Coach’s Self-Reflection
- In my role as a Coach, in which situations I feel most comfortable and confident? In which situations I feel least comfortable and confident?
- What are my main fears in my coaching practice and relationships? What messages are they sending me?
- What are my stumbling blocks? Where am I stuck? What am I fearing? What am I avoiding?
- In my role as a Coach, in which situations I feel most courageous? In which situations I feel least courageous? In which situations I should take more risks?
- In which situations or aspects I need to be more assertive and courageous with my Clients? What changes in my behavior I must make?
- What are the positive aspects of fear? How can I use the emotion and feelings of fear in a more productive matter?

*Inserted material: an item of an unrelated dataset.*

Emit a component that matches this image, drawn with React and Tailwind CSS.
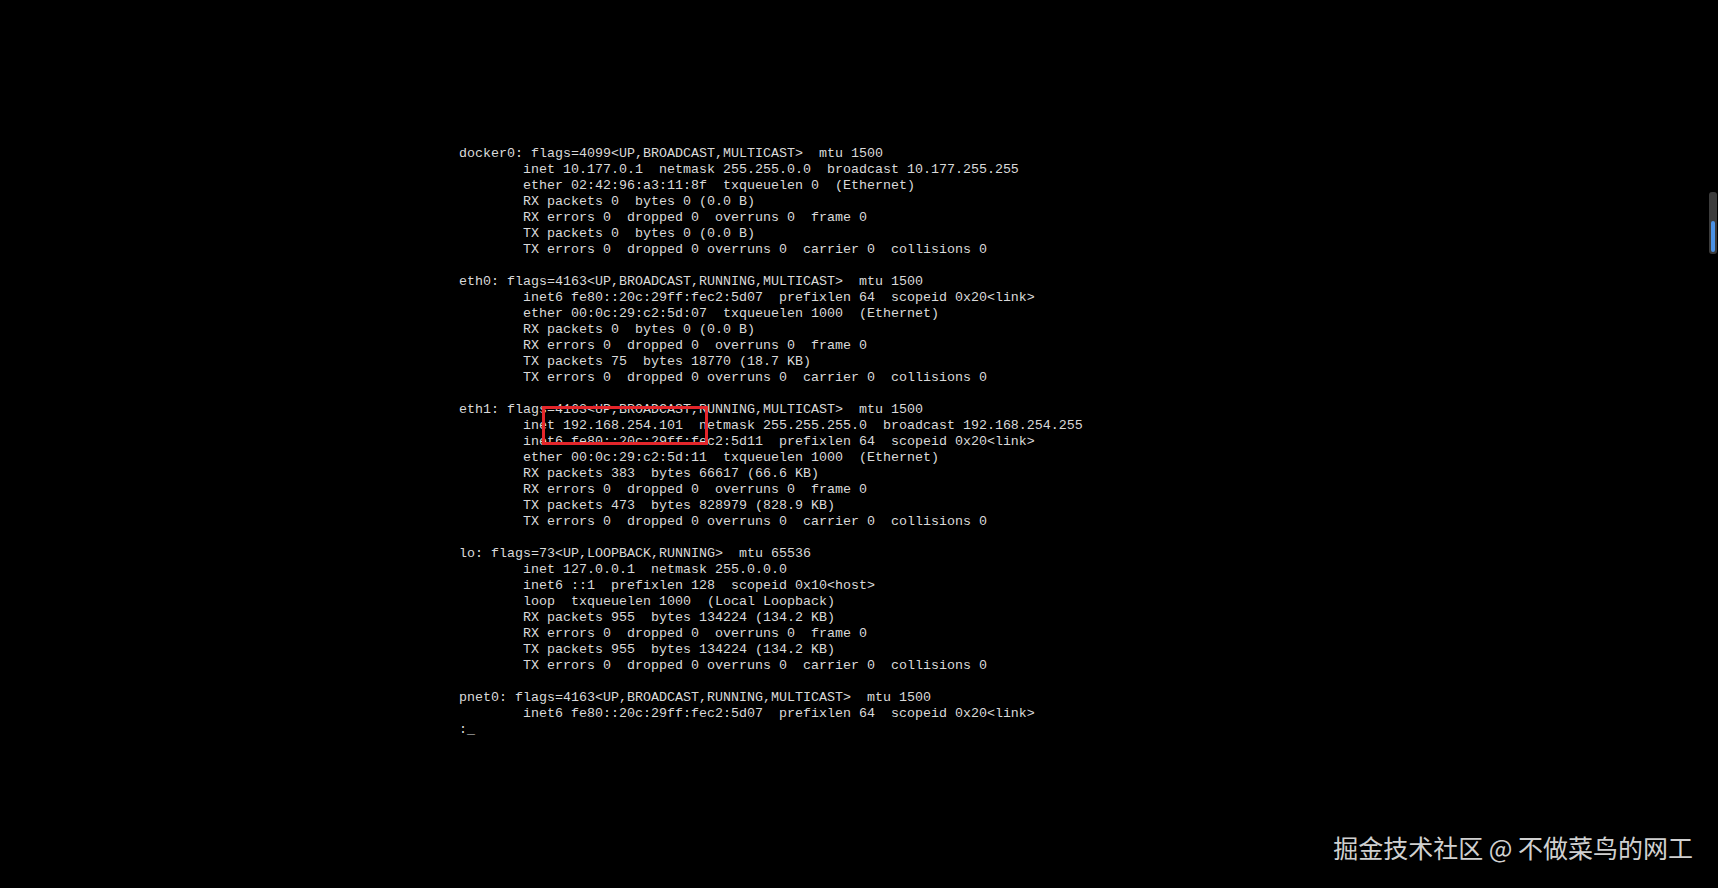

- What are the harmful aspects of fear? How can I prevent or minimize them?
Coach’s Self-Application
How can the Coach “be strong and be brave” in his coaching role? By continuous incremental improvement of his effectiveness. This is done through continuous learning from our experience, from our successes and failures. The best tool we have is “After-Action Review” also called “Lessons Learned” or “Debriefing”. AAR is a learning process. The goal is to improve performance. It is not a critique. (*8)
After each and every coaching conversation session, the Coach will reflect and answer in writing the following four questions and their sub-questions
1. What was the Plan?
What was intended? What was expected to happen? What were my assumptions?
2. What was the Reality?
What actually happened? Who did what? Who said or asked what? What were the results?
3. What were the Positive Outcomes?
What went well, and why? How can we keep doing that well?
4. What Needs to be Improved?
What needs to be improved? How can we improve it? Why/what would we change? What was learnt? What will be done differently next time?
Client’s Application Activities:
The objective of the activities described below is to support the Client to “be strong and be brave”: help him build his self-confidence; do his self-awareness reflection; acknowledge his achievements, efforts, and strengths; understand his fears and overcome them; encourage the Client to establish challenging and inspiring goals related with his values.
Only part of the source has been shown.